The days of console generational shifts like Super NES to N64, PS1 to PS2, even N64 to Dreamcast I think are over. It's not sustainable and I think even as is, without the PS6 being cutting edge, it's still going to be fairly expensive ($600-$700+). Days of cheap hardware that went down in price and massive performance jumps every 3-5 years like clockwork ... yeah that time has passed. If you missed the 90s and 2000s I guess tough for you, you'll never know what that was like. 


Consoles are never going to match contemporary highend PC's. So obviously it won't be cutting edge by PC standards, but hopefully it's good for the price.

PS6 handheld isn't going to hold back anything until maybe after the PS7 is out. PS5 was launched as a powerful and cheap console in 2020 without a weaker version to potentially hold it back, and yet we all know how that ended up. Developers aren't going to design around PS6 specs or even PS6 handheld specs. They will typically design their games to work on weaker systems than the PS6 handheld and scale/soup up. PS6 handheld is taking advantage of market realities beyond Sony's or anyone's control.

What held back the PS5 in most cases wasn't the Seires S. It was the PS4/Xbox One, or more accurately: "market realities like diminishing returns, rising prices, and development times/costs".

The few developers who found it challenging to develop for the Series S chose to delay their games on Xbox for optimization, or skipped it altogether. The most troubling aspect about the Series S was the limited RAM which even the Switch 2 exceeded.

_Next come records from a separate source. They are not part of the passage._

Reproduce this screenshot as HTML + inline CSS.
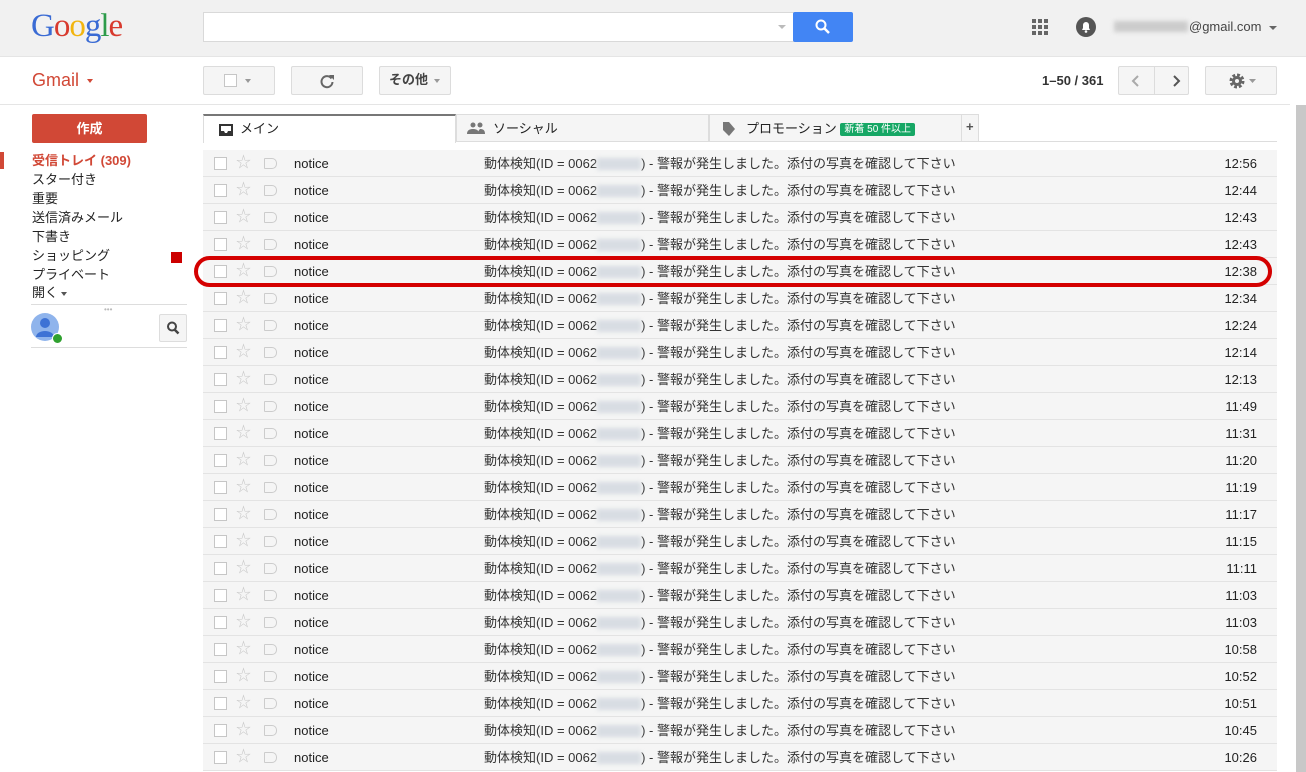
<!DOCTYPE html>
<html><head><meta charset="utf-8"><style>
*{box-sizing:border-box;margin:0;padding:0}
body{width:1306px;height:772px;overflow:hidden;background:#fff;font-family:"Liberation Sans","Noto Sans CJK JP",sans-serif;font-size:13px;color:#222;position:relative;line-height:15px}
.abs{position:absolute}
.hdr{left:0;top:0;width:1306px;height:57px;background:#f1f1f1;border-bottom:1px solid #e5e5e5}
.btn{position:absolute;background:#f5f5f5;border:1px solid #dcdcdc;border-radius:2px;height:29px;top:66px}
.tab{position:absolute;top:114px;height:28px;background:#f5f5f5;border:1px solid #ddd;font-size:13px;color:#222;padding:6px 0 0 36px}
.row{position:absolute;left:203px;width:1074px;height:27px;background:#f5f5f5;border-bottom:1px solid #e3e3e3}
.row .cb{position:absolute;left:11px;top:7px;width:13px;height:13px;border:1px solid #c6c6c6;background:#fff}
.row .st{position:absolute;left:33px;top:4px;font-size:15px;color:#c8c8c8;line-height:18px}
.row .lb{position:absolute;left:61px;top:8px;width:13px;height:11px;border:1px solid #ccc;border-radius:1px 5px 5px 1px}
.row .fr{position:absolute;left:91px;top:6px;font-size:13px}
.row .sj{position:absolute;left:281px;top:6px;font-size:13px;color:#333;white-space:nowrap}
.row .bl{display:inline-block;width:44px;height:12px;background:#d8dde3;filter:blur(2px);vertical-align:-2px}
.row .tm{position:absolute;right:20px;top:6px;font-size:13px}
.nav{position:absolute;left:32px;font-size:13px;color:#222}
</style></head><body>
<div class="abs hdr"></div>
<div class="abs" style="left:31px;top:8px;font-family:'Liberation Serif',serif;font-size:33px;letter-spacing:-1px;line-height:36px"><span style="color:#3a6bd4">G</span><span style="color:#d83a2e">o</span><span style="color:#f2b50f">o</span><span style="color:#3a6bd4">g</span><span style="color:#2d9b4a">l</span><span style="color:#d83a2e">e</span></div>
<div class="abs" style="left:203px;top:12px;width:591px;height:30px;background:#fff;border:1px solid #d9d9d9"></div>
<div class="abs" style="left:778px;top:25px;border-left:4px solid transparent;border-right:4px solid transparent;border-top:4px solid #bbb"></div>
<div class="abs" style="left:793px;top:12px;width:60px;height:30px;background:#4285f4;border-radius:2px">
<svg width="60" height="30"><circle cx="28" cy="13" r="4.5" fill="none" stroke="#fff" stroke-width="2"/><path d="M31 16l5 5" stroke="#fff" stroke-width="2.5"/></svg></div>
<div class="abs" style="left:1032px;top:19px"><svg width="16" height="16" fill="#666"><rect x="0" y="0" width="4" height="4"/><rect x="6" y="0" width="4" height="4"/><rect x="12" y="0" width="4" height="4"/><rect x="0" y="6" width="4" height="4"/><rect x="6" y="6" width="4" height="4"/><rect x="12" y="6" width="4" height="4"/><rect x="0" y="12" width="4" height="4"/><rect x="6" y="12" width="4" height="4"/><rect x="12" y="12" width="4" height="4"/></svg></div>
<div class="abs" style="left:1076px;top:17px;width:20px;height:20px;border-radius:50%;background:#555"><svg width="20" height="20"><path d="M6 13h8l-1-2v-3a3 3 0 0 0-6 0v3z" fill="#fff"/><circle cx="10" cy="14.5" r="1.3" fill="#fff"/></svg></div>
<div class="abs" style="left:1114px;top:21px;width:74px;height:11px;background:#ccc;filter:blur(2px)"></div>
<div class="abs" style="left:1189px;top:19px;color:#444;font-size:13px">@gmail.com</div>
<div class="abs" style="left:1269px;top:26px;border-left:4px solid transparent;border-right:4px solid transparent;border-top:4px solid #666"></div>

<div class="abs" style="left:32px;top:70px;color:#d14836;font-size:18px;line-height:20px">Gmail</div>
<div class="abs" style="left:87px;top:79px;border-left:3.5px solid transparent;border-right:3.5px solid transparent;border-top:4px solid #d14836"></div>
<div class="abs" style="left:0;top:104px;width:1290px;border-top:1px solid #e5e5e5"></div>

<div class="btn" style="left:203px;width:72px"><div class="abs" style="left:20px;top:7px;width:13px;height:13px;border:1px solid #c6c6c6;background:#fff"></div><div class="abs" style="left:41px;top:12px;border-left:3.5px solid transparent;border-right:3.5px solid transparent;border-top:4px solid #999"></div></div>
<div class="btn" style="left:291px;width:72px"><svg class="abs" style="left:27px;top:6px" width="16" height="16"><path d="M12.5 5.5A5.5 5.5 0 1 0 13.5 9" fill="none" stroke="#666" stroke-width="2"/><path d="M10 2h5v5z" fill="#666"/></svg></div>
<div class="btn" style="left:379px;width:72px;font-weight:bold;color:#444;padding:5px 0 0 9px">その他<span class="abs" style="left:54px;top:12px;border-left:3.5px solid transparent;border-right:3.5px solid transparent;border-top:4px solid #999"></span></div>
<div class="abs" style="left:1042px;top:73px;font-weight:bold;color:#333">1–50 / 361</div>
<div class="btn" style="left:1118px;width:71px"><div class="abs" style="left:35px;top:0;height:27px;border-left:1px solid #dcdcdc"></div><svg class="abs" style="left:10px;top:6px" width="60" height="16"><path d="M9 3L4 8l5 5" fill="none" stroke="#aaa" stroke-width="2"/><path d="M45 3l5 5-5 5" fill="none" stroke="#555" stroke-width="2"/></svg></div>
<div class="btn" style="left:1205px;width:72px"><svg class="abs" style="left:22px;top:5px" width="30" height="18"><circle cx="9" cy="9" r="5.5" fill="none" stroke="#666" stroke-width="4" stroke-dasharray="2.6 1.7"/><circle cx="9" cy="9" r="5" fill="#666"/><circle cx="9" cy="9" r="2" fill="#f5f5f5"/><path d="M21 7h7l-3.5 4z" fill="#999"/></svg></div>

<div class="abs" style="left:1296px;top:105px;width:10px;height:667px;background:#c8c8c8"></div>

<div class="abs" style="left:32px;top:114px;width:115px;height:29px;background:#d14836;border-radius:2px;color:#fff;font-weight:bold;text-align:center;line-height:29px;font-size:13px">作成</div>
<div class="abs" style="left:0;top:152px;width:4px;height:17px;background:#d14836"></div>
<div class="nav" style="top:153px;color:#d14836;font-weight:bold">受信トレイ (309)</div>
<div class="nav" style="top:172px">スター付き</div>
<div class="nav" style="top:191px">重要</div>
<div class="nav" style="top:210px">送信済みメール</div>
<div class="nav" style="top:229px">下書き</div>
<div class="nav" style="top:248px">ショッピング</div>
<div class="abs" style="left:171px;top:252px;width:11px;height:11px;background:#c00"></div>
<div class="nav" style="top:267px">プライベート</div>
<div class="nav" style="top:285px">開く<span style="display:inline-block;margin-left:3px;border-left:3.5px solid transparent;border-right:3.5px solid transparent;border-top:4px solid #555;vertical-align:middle"></span></div>
<div class="abs" style="left:31px;top:304px;width:156px;border-top:1px solid #ddd"></div>
<div class="abs" style="left:104px;top:308px;color:#bbb;font-size:8px;line-height:4px">•••</div>
<div class="abs" style="left:31px;top:313px;width:28px;height:28px;border-radius:50%;background:#8fb4ec;overflow:hidden"><svg width="28" height="28"><circle cx="14" cy="10" r="5" fill="#3d72d5"/><path d="M5 24a9 6 0 0 1 18 0z" fill="#3d72d5"/></svg></div>
<div class="abs" style="left:52px;top:333px;width:11px;height:11px;border-radius:50%;background:#2fa12f;border:1px solid #fff"></div>
<div class="abs" style="left:159px;top:314px;width:28px;height:28px;background:#f5f5f5;border:1px solid #ddd;border-radius:2px"><svg width="26" height="26"><circle cx="12" cy="11.5" r="4" fill="none" stroke="#444" stroke-width="2"/><path d="M14.5 14.5l4 4" stroke="#444" stroke-width="2.5"/></svg></div>
<div class="abs" style="left:31px;top:347px;width:156px;border-top:1px solid #ddd"></div>

<div class="tab" style="left:203px;width:253px;background:#fff;border:1px solid #ddd;border-top:2px solid #777;border-bottom:none;height:29px;padding-top:5px"><svg class="abs" style="left:14px;top:7px" width="16" height="14"><path d="M1 1h14v12H1z M3 3v5h3l1 2h2l1-2h3V3z" fill="#333" fill-rule="evenodd"/></svg>メイン</div>
<div class="tab" style="left:456px;width:253px"><svg class="abs" style="left:10px;top:7px" width="18" height="12" fill="#777"><circle cx="6" cy="3" r="2.5"/><circle cx="13" cy="3" r="2.5"/><path d="M0 12c0-4 3-5 6-5s6 1 6 5zM11 12c0-3 1-4 2-5 3 0 5 1 5 5z"/></svg>ソーシャル</div>
<div class="tab" style="left:709px;width:253px"><svg class="abs" style="left:12px;top:6px" width="14" height="16"><path d="M1 1h6l6 7-6 7-6-6z" fill="#777"/></svg>プロモーション <span style="display:inline-block;background:#16a765;color:#fff;font-size:10px;padding:0 4px;line-height:13px;border-radius:2px;vertical-align:1px">新着 50 件以上</span></div>
<div class="tab" style="left:961px;width:18px;padding:4px 0 0 4px;color:#555;font-weight:bold">+</div>
<div class="abs" style="left:979px;top:141px;width:298px;border-top:1px solid #ddd"></div>

<div id="rows"></div>
<div class="abs" style="left:194px;top:256px;width:1078px;height:31px;border:4px solid #d40000;border-radius:16px"></div>
<script>
var t=["12:56","12:44","12:43","12:43","12:38","12:34","12:24","12:14","12:13","11:49","11:31","11:20","11:19","11:17","11:15","11:11","11:03","11:03","10:58","10:52","10:51","10:45","10:26"];
var h="";for(var i=0;i<t.length;i++){h+='<div class="row" style="top:'+(150+27*i)+'px"><div class="cb"></div><div class="st">☆</div><div class="lb"></div><div class="fr">notice</div><div class="sj">動体検知(ID = 0062<span class="bl"></span>) - 警報が発生しました。添付の写真を確認して下さい</div><div class="tm">'+t[i]+'</div></div>';}
document.getElementById("rows").innerHTML=h;
</script>
</body></html>
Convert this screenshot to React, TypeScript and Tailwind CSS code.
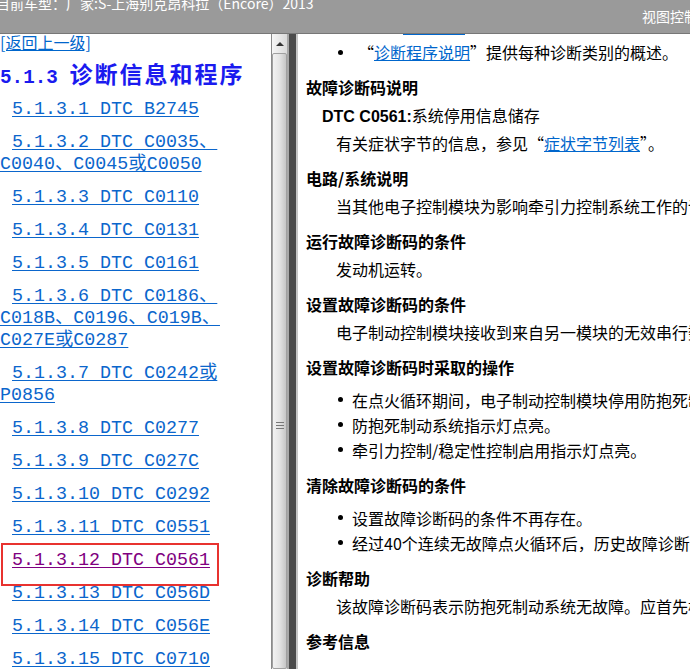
const mono = "font-['Liberation_Mono','Noto_Sans_CJK_SC',monospace]"
const sans = "font-['Noto_Sans_CJK_SC','Liberation_Sans',sans-serif]"

const items: { lines: string[]; visited?: boolean }[] = [
  { lines: ['5.1.3.1 DTC B2745'] },
  { lines: ['5.1.3.2 DTC C0035、 ', 'C0040、C0045或C0050'] },
  { lines: ['5.1.3.3 DTC C0110'] },
  { lines: ['5.1.3.4 DTC C0131'] },
  { lines: ['5.1.3.5 DTC C0161'] },
  { lines: ['5.1.3.6 DTC C0186、 ', 'C018B、C0196、C019B、 ', 'C027E或C0287'] },
  { lines: ['5.1.3.7 DTC C0242或 ', 'P0856'] },
  { lines: ['5.1.3.8 DTC C0277'] },
  { lines: ['5.1.3.9 DTC C027C'] },
  { lines: ['5.1.3.10 DTC C0292'] },
  { lines: ['5.1.3.11 DTC C0551'] },
  { lines: ['5.1.3.12 DTC C0561'], visited: true },
  { lines: ['5.1.3.13 DTC C056D'] },
  { lines: ['5.1.3.14 DTC C056E'] },
  { lines: ['5.1.3.15 DTC C0710'] },
]

function Heading({ children }: { children: React.ReactNode }) {
  return <div className="mt-[11px] ml-2 h-6 leading-6 text-[16px] font-bold text-black">{children}</div>
}

function Body({ children }: { children: React.ReactNode }) {
  return <div className="mt-1 ml-[38px] h-6 leading-6 text-[16px] text-black whitespace-nowrap">{children}</div>
}

function Dot() {
  return (
    <span className="w-[14px] shrink-0 flex items-center">
      <span className="w-[5px] h-[5px] rounded-full bg-black" />
    </span>
  )
}

function Bullet({ children }: { children: React.ReactNode }) {
  return (
    <div className="flex items-center h-[25px] ml-[40px] text-[16px] text-black whitespace-nowrap">
      <Dot />
      <span>{children}</span>
    </div>
  )
}

export default function App() {
  return (
    <div className="w-[690px] h-[669px] overflow-hidden flex flex-col bg-white">
      {/* top bar, scrolled a bit so the first line is cut */}
      <div className={`h-[34px] shrink-0 bg-[#9a9a9a] border-b border-[#777] flex justify-between overflow-hidden text-white text-[14px] ${sans}`}>
        <span className="-mt-[7px] -ml-[4px] leading-5 whitespace-nowrap">目前车型：广家:S-上海别克昂科拉（Encore）2013</span>
        <span className="mt-[6px] leading-5 whitespace-nowrap -mr-[8px]">视图控制</span>
      </div>

      <div className="flex flex-1 overflow-hidden">
        {/* left tree */}
        <div className={`w-[271px] shrink-0 overflow-hidden ${mono}`}>
          <a className={`block leading-[17px] text-[16px] text-[#0066cc] underline ${sans} w-fit`}>[返回上一级]</a>
          <div className="mt-2 leading-7 font-bold text-[#1a1aef] whitespace-nowrap">
            <span className="text-[19.3px]">5.1.3 </span>
            <span className={`text-[23px] tracking-[2px] ${sans}`}>诊断信息和程序</span>
          </div>
          <div className="mt-[6px]">
            {items.map((it, i) => (
              <p key={i} className={`relative indent-3 leading-[22px] text-[18.33px] ${i ? 'mt-[11px]' : ''}`}>
                <a className={`underline underline-offset-2 ${it.visited ? 'text-[#800080]' : 'text-[#0b66cc]'}`}>
                  {it.lines.map((l, j) => (
                    <span key={j}>
                      {j > 0 && <br />}
                      {l}
                    </span>
                  ))}
                </a>
                {it.visited && (
                  <span className="absolute left-px -top-[7px] w-[218px] h-[43px] border-2 border-[#e8322f]" />
                )}
              </p>
            ))}
          </div>
        </div>

        {/* scrollbar */}
        <div className="w-[16px] shrink-0 flex flex-col border-l border-[#8a8a8a] bg-linear-to-r from-[#f6f6f6] to-[#dadada]">
          <div className="h-[19px] flex items-center justify-center">
            <div className="w-0 h-0 border-l-[4px] border-r-[4px] border-b-[4px] border-l-transparent border-r-transparent border-b-[#333]" />
          </div>
          <div className="flex-1 border border-[#a0a0a0] rounded-[2px] bg-linear-to-r from-[#f2f2f2] via-[#e4e4e4] to-[#c6c6c6] pt-[368px] flex justify-center">
            <div className="flex flex-col gap-[2px] h-fit">
              <div className="w-[8px] h-px bg-[#777]" />
              <div className="w-[8px] h-px bg-[#777]" />
              <div className="w-[8px] h-px bg-[#777]" />
            </div>
          </div>
        </div>

        {/* splitter */}
        <div className="w-[11px] shrink-0 flex">
          <div className="w-[2px] bg-[#a8a8a8]" />
          <div className="w-[7px] bg-[#4b4b4b]" />
          <div className="w-[2px] bg-[#c6c6c6]" />
        </div>

        {/* right content */}
        <div className={`flex-1 overflow-hidden ${sans}`}>
          <div className="ml-[105px] w-[62px] h-px bg-[#0066cc]" />
          <div className="mt-[5px] flex items-center h-6 ml-[40px] text-[16px] text-black whitespace-nowrap">
            <span className="w-[20px] shrink-0 flex items-center">
              <span className="w-[5px] h-[5px] rounded-full bg-black" />
            </span>
            <span>“<a className="text-[#0066cc] underline">诊断程序说明</a>”提供每种诊断类别的概述。</span>
          </div>

          <Heading>故障诊断码说明</Heading>
          <div className="mt-1 ml-6 h-6 leading-6 text-[16px] text-black whitespace-nowrap">
            <span className="font-bold font-['Liberation_Sans',sans-serif]">DTC C0561:</span>系统停用信息储存
          </div>
          <Body>
            有关症状字节的信息，参见“<a className="text-[#0066cc] underline">症状字节列表</a>”。
          </Body>

          <Heading>电路/系统说明</Heading>
          <Body>当其他电子控制模块为影响牵引力控制系统工作的请求信号时</Body>

          <Heading>运行故障诊断码的条件</Heading>
          <Body>发动机运转。</Body>

          <Heading>设置故障诊断码的条件</Heading>
          <Body>电子制动控制模块接收到来自另一模块的无效串行数据。</Body>

          <Heading>设置故障诊断码时采取的操作</Heading>
          <div className="mt-2">
            <Bullet>在点火循环期间，电子制动控制模块停用防抱死制动系统。</Bullet>
            <Bullet>防抱死制动系统指示灯点亮。</Bullet>
            <Bullet>牵引力控制/稳定性控制启用指示灯点亮。</Bullet>
          </div>

          <Heading>清除故障诊断码的条件</Heading>
          <div className="mt-2">
            <Bullet>设置故障诊断码的条件不再存在。</Bullet>
            <Bullet>经过40个连续无故障点火循环后，历史故障诊断码将被清除。</Bullet>
          </div>

          <Heading>诊断帮助</Heading>
          <Body>该故障诊断码表示防抱死制动系统无故障。应首先检查其他模块。</Body>

          <Heading>参考信息</Heading>
        </div>
      </div>
    </div>
  )
}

As you said, generations as we once knew them are dead, and this isn't something that an ultra powerful PS6 can change. Marvel Rivals just got announced for the PS4 lmao. PS6 will be held back no matter what. The base spec for most developers will gradually go down, and one day modern AAA games will be scalable to mid-range mobile phones. On the plus side, RayTracing, AI, and technologies like Nanite will be able to make "scalable" games look quite amazing on highend hardware at relatively cheap costs.